Polynomial equations can be classified based on their degree, with linear equations (degree 1), quadratic equations (degree 2), cubic equations (degree 3), and so on.
The fundamental theorem of algebra states that every non-constant polynomial equation has at least one complex root.
Solving polynomial equations often involves techniques such as factoring, using the quadratic formula, or applying methods like graphing or Newton's method.
Review Questions
Explain how polynomial equations are related to rational equations in the context of solving them.
Polynomial equations and rational equations are closely related, as rational equations can be written in the form of a polynomial equation. When solving rational equations, the first step is often to clear the denominators by multiplying both sides of the equation by the least common denominator. This converts the rational equation into a polynomial equation, which can then be solved using techniques such as factoring, the quadratic formula, or graphing. The solutions to the polynomial equation are then used to determine the solutions to the original rational equation.
Describe the role of the degree of a polynomial in the process of solving a polynomial equation.

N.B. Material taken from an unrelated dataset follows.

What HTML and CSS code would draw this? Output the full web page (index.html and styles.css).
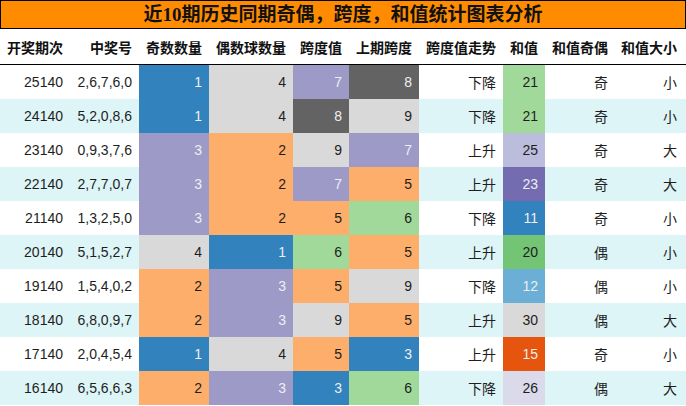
FILE: index.html
```html
<!DOCTYPE html>
<html lang="zh">
<head>
<meta charset="utf-8">
<link rel="stylesheet" href="styles.css">
</head>
<body>
<div class="title">近10期历史同期奇偶，跨度，和值统计图表分析</div>
<div class="grid">
  <div class="row head">
    <div class="c">开奖期次</div><div class="c">中奖号</div><div class="c">奇数数量</div><div class="c">偶数球数量</div><div class="c">跨度值</div><div class="c">上期跨度</div><div class="c">跨度值走势</div><div class="c">和值</div><div class="c">和值奇偶</div><div class="c last">和值大小</div>
  </div>
  <div class="row">
    <div class="c">25140</div><div class="c">2,6,7,6,0</div><div class="c blue">1</div><div class="c lgray">4</div><div class="c purple">7</div><div class="c dgray">8</div><div class="c cjk">下降</div><div class="c green">21</div><div class="c cjk">奇</div><div class="c cjk last">小</div>
  </div>
  <div class="row alt">
    <div class="c">24140</div><div class="c">5,2,0,8,6</div><div class="c blue">1</div><div class="c lgray">4</div><div class="c dgray">8</div><div class="c lgray">9</div><div class="c cjk">下降</div><div class="c green">21</div><div class="c cjk">奇</div><div class="c cjk last">小</div>
  </div>
  <div class="row">
    <div class="c">23140</div><div class="c">0,9,3,7,6</div><div class="c purple">3</div><div class="c orange">2</div><div class="c lgray">9</div><div class="c purple">7</div><div class="c cjk">上升</div><div class="c lpurple">25</div><div class="c cjk">奇</div><div class="c cjk last">大</div>
  </div>
  <div class="row alt">
    <div class="c">22140</div><div class="c">2,7,7,0,7</div><div class="c purple">3</div><div class="c orange">2</div><div class="c purple">7</div><div class="c orange">5</div><div class="c cjk">上升</div><div class="c dpurple">23</div><div class="c cjk">奇</div><div class="c cjk last">大</div>
  </div>
  <div class="row">
    <div class="c">21140</div><div class="c">1,3,2,5,0</div><div class="c purple">3</div><div class="c orange">2</div><div class="c orange">5</div><div class="c green">6</div><div class="c cjk">下降</div><div class="c blue">11</div><div class="c cjk">奇</div><div class="c cjk last">小</div>
  </div>
  <div class="row alt">
    <div class="c">20140</div><div class="c">5,1,5,2,7</div><div class="c lgray">4</div><div class="c blue">1</div><div class="c green">6</div><div class="c orange">5</div><div class="c cjk">上升</div><div class="c mgreen">20</div><div class="c cjk">偶</div><div class="c cjk last">小</div>
  </div>
  <div class="row">
    <div class="c">19140</div><div class="c">1,5,4,0,2</div><div class="c orange">2</div><div class="c purple">3</div><div class="c orange">5</div><div class="c lgray">9</div><div class="c cjk">下降</div><div class="c lblue">12</div><div class="c cjk">偶</div><div class="c cjk last">小</div>
  </div>
  <div class="row alt">
    <div class="c">18140</div><div class="c">6,8,0,9,7</div><div class="c orange">2</div><div class="c purple">3</div><div class="c lgray">9</div><div class="c orange">5</div><div class="c cjk">上升</div><div class="c lgray">30</div><div class="c cjk">偶</div><div class="c cjk last">大</div>
  </div>
  <div class="row">
    <div class="c">17140</div><div class="c">2,0,4,5,4</div><div class="c blue">1</div><div class="c lgray">4</div><div class="c orange">5</div><div class="c blue">3</div><div class="c cjk">上升</div><div class="c red">15</div><div class="c cjk">奇</div><div class="c cjk last">小</div>
  </div>
  <div class="row alt">
    <div class="c">16140</div><div class="c">6,5,6,6,3</div><div class="c orange">2</div><div class="c purple">3</div><div class="c blue">3</div><div class="c green">6</div><div class="c cjk">下降</div><div class="c vlpurple">26</div><div class="c cjk">偶</div><div class="c cjk last">大</div>
  </div>
</div>
</body>
</html>
```
FILE: styles.css
```css
html, body {
  margin: 0;
  padding: 0;
  background: #fff;
}
body {
  width: 686px;
  height: 406px;
  overflow: hidden;
  font-family: "Liberation Sans", "Noto Sans CJK SC", sans-serif;
  color: #1e1e1e;
}
.title {
  height: 27px;
  line-height: 27px;
  border: 1px solid #000;
  background: #ff8c00;
  text-align: center;
  font-family: "Liberation Serif", "Noto Sans CJK SC", serif;
  font-weight: bold;
  font-size: 19px;
  color: #111;
}
.row {
  display: grid;
  grid-template-columns: 70px 69px 70px 84px 56px 70px 84px 42px 70px 71px;
  height: 34px;
}
.row.alt {
  background: #ddf5f7;
}
.row.head {
  height: 35px;
  border-bottom: 1px solid #000;
}
.head .c {
  font-family: "Noto Sans CJK SC", sans-serif;
  font-weight: bold;
  font-size: 14px;
  color: #111;
}
.c {
  display: flex;
  align-items: center;
  justify-content: flex-end;
  padding-right: 7px;
  font-size: 14px;
  white-space: nowrap;
}
.c.last {
  padding-right: 9px;
}
.cjk {
  font-family: "Noto Sans CJK SC", sans-serif;
}
.blue { background: #3182bd; color: #eee; }
.lblue { background: #6baed6; color: #eee; }
.lgray { background: #d9d9d9; }
.dgray { background: #636363; color: #eee; }
.purple { background: #9e9ac8; color: #eee; }
.lpurple { background: #bcbddc; }
.vlpurple { background: #dadaeb; }
.dpurple { background: #756bb1; color: #eee; }
.orange { background: #fdae6b; }
.green { background: #a1d99b; }
.mgreen { background: #74c476; }
.red { background: #e6550d; color: #eee; }
```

The degree of a polynomial equation is a crucial factor in determining the complexity of the solution process. Linear equations (degree 1) can be solved using simple algebraic manipulations, while quadratic equations (degree 2) can be solved using the quadratic formula. For higher-degree polynomial equations, the solution process becomes more involved, often requiring techniques like factoring, graphing, or the use of numerical methods. The degree of the polynomial equation also determines the number of possible solutions, as the fundamental theorem of algebra states that a non-constant polynomial equation of degree $n$ has at least one complex root.
Analyze how the properties of polynomial equations, such as the degree and the number of terms, can influence the strategies used to solve them in the context of rational equations.
The properties of polynomial equations, such as the degree and the number of terms, can significantly impact the strategies used to solve them, especially when dealing with rational equations. For example, a rational equation with a linear or quadratic polynomial in the numerator and denominator can often be solved by clearing the denominators and then applying techniques like factoring or using the quadratic formula. However, as the degree of the polynomial increases, the solution process becomes more complex, potentially requiring the use of advanced methods like synthetic division, Descartes' rule of signs, or numerical approximation techniques. Additionally, the number of terms in the polynomial equation can affect the ease of factorization, which is a common approach to solving polynomial equations. Understanding these relationships between the properties of polynomial equations and the appropriate solution strategies is crucial when solving rational equations.